## The request
Copy exactly, and only, the lines below from the first through the one containing "const BAR_W = 13;", both included; pictures are omitted.

---*---

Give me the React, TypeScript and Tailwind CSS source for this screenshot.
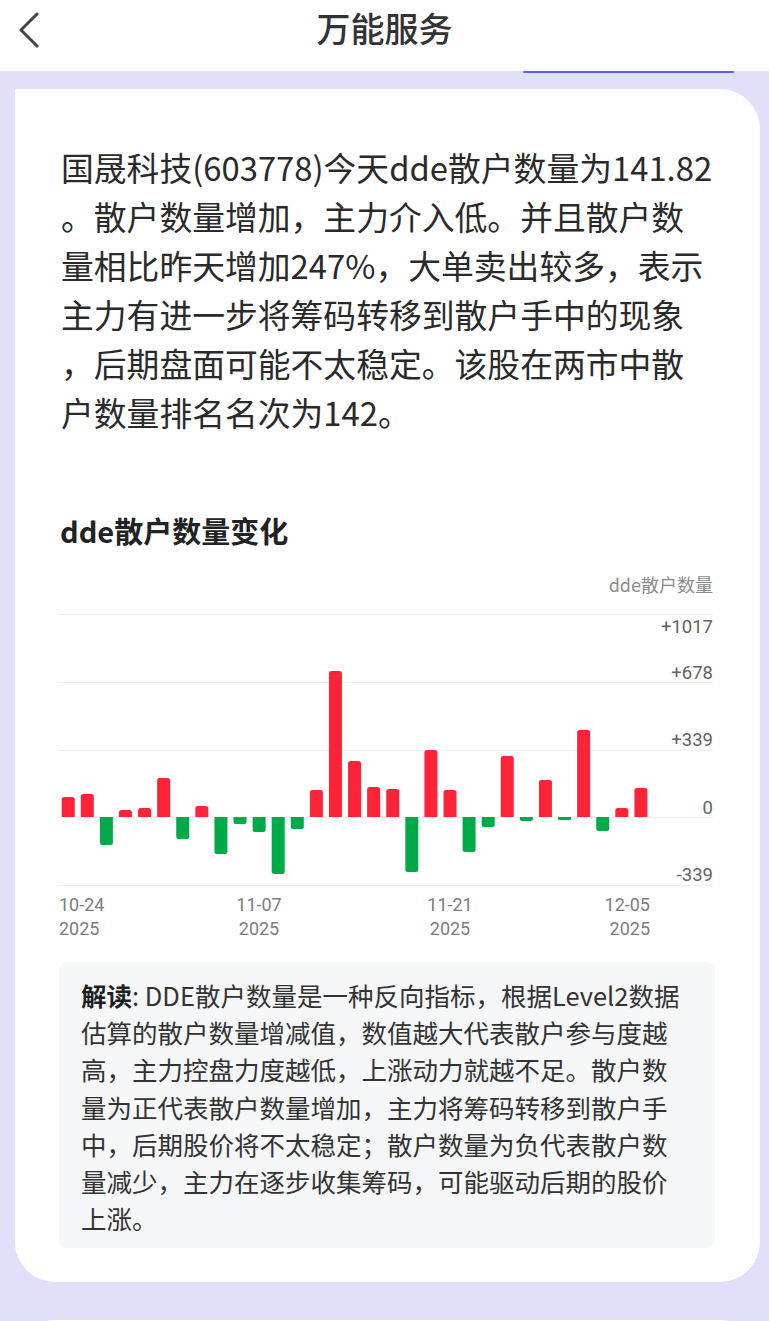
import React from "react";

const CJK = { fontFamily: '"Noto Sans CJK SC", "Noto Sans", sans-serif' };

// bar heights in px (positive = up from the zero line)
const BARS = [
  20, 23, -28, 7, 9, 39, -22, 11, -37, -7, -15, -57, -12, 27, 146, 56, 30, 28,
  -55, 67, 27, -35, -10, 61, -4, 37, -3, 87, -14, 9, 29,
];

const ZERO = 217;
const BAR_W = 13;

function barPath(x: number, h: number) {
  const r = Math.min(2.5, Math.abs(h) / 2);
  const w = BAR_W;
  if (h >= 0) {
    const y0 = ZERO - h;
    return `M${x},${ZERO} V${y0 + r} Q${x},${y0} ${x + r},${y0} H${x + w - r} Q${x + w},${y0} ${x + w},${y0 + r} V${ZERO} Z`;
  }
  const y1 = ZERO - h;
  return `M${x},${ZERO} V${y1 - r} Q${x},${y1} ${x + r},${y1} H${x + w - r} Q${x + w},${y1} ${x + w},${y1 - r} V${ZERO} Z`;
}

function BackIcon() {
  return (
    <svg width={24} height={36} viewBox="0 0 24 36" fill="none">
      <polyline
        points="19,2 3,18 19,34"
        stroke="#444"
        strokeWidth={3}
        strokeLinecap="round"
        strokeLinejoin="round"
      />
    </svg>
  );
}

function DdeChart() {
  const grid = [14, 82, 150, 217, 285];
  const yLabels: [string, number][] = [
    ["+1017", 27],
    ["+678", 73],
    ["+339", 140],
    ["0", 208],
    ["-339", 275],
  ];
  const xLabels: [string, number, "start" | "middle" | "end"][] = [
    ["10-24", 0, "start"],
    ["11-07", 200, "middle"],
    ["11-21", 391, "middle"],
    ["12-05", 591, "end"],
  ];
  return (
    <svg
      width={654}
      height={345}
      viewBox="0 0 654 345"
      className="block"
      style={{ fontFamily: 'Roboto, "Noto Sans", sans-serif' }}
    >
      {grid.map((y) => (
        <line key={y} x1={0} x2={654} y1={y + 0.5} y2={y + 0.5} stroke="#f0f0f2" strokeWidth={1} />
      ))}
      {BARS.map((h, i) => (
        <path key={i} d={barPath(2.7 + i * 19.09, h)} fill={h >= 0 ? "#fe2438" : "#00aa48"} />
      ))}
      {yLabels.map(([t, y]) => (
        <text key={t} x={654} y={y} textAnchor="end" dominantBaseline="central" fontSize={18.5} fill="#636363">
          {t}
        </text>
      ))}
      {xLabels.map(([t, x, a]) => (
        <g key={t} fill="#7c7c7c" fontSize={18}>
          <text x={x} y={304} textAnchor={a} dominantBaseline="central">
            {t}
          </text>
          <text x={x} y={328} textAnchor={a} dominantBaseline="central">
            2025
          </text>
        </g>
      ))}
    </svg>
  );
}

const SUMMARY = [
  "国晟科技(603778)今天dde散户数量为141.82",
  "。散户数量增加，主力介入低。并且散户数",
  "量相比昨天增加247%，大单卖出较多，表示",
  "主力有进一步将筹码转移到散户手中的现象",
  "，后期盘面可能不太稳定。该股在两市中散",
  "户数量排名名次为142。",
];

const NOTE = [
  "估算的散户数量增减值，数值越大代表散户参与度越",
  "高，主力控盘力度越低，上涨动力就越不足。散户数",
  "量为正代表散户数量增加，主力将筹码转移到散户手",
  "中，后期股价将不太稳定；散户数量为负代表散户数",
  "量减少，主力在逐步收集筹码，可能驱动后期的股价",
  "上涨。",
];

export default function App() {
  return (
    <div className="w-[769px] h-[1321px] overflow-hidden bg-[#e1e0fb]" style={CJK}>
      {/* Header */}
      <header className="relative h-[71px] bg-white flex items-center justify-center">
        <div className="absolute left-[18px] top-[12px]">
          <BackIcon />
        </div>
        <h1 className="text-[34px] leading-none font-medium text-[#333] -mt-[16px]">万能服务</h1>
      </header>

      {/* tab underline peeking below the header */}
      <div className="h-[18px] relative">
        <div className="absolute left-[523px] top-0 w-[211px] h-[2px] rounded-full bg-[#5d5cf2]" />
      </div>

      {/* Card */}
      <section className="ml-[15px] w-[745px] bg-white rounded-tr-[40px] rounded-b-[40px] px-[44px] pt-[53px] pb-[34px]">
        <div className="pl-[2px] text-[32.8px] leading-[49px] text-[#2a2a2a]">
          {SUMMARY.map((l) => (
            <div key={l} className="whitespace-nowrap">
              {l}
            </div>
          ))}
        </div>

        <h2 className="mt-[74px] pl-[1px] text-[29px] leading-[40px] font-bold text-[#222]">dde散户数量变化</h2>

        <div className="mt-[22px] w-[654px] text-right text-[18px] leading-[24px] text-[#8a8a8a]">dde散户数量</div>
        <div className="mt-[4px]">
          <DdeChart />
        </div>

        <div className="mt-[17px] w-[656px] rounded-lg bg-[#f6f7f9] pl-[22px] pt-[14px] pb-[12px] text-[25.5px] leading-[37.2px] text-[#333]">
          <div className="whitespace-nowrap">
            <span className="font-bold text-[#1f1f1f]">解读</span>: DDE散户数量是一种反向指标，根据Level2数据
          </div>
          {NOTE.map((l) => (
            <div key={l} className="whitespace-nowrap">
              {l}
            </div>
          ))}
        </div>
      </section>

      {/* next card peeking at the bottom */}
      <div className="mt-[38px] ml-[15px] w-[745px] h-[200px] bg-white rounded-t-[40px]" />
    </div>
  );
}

---*---

## The answer
Give me the React, TypeScript and Tailwind CSS source for this screenshot.
import React from "react";

const CJK = { fontFamily: '"Noto Sans CJK SC", "Noto Sans", sans-serif' };

// bar heights in px (positive = up from the zero line)
const BARS = [
  20, 23, -28, 7, 9, 39, -22, 11, -37, -7, -15, -57, -12, 27, 146, 56, 30, 28,
  -55, 67, 27, -35, -10, 61, -4, 37, -3, 87, -14, 9, 29,
];

const ZERO = 217;
const BAR_W = 13;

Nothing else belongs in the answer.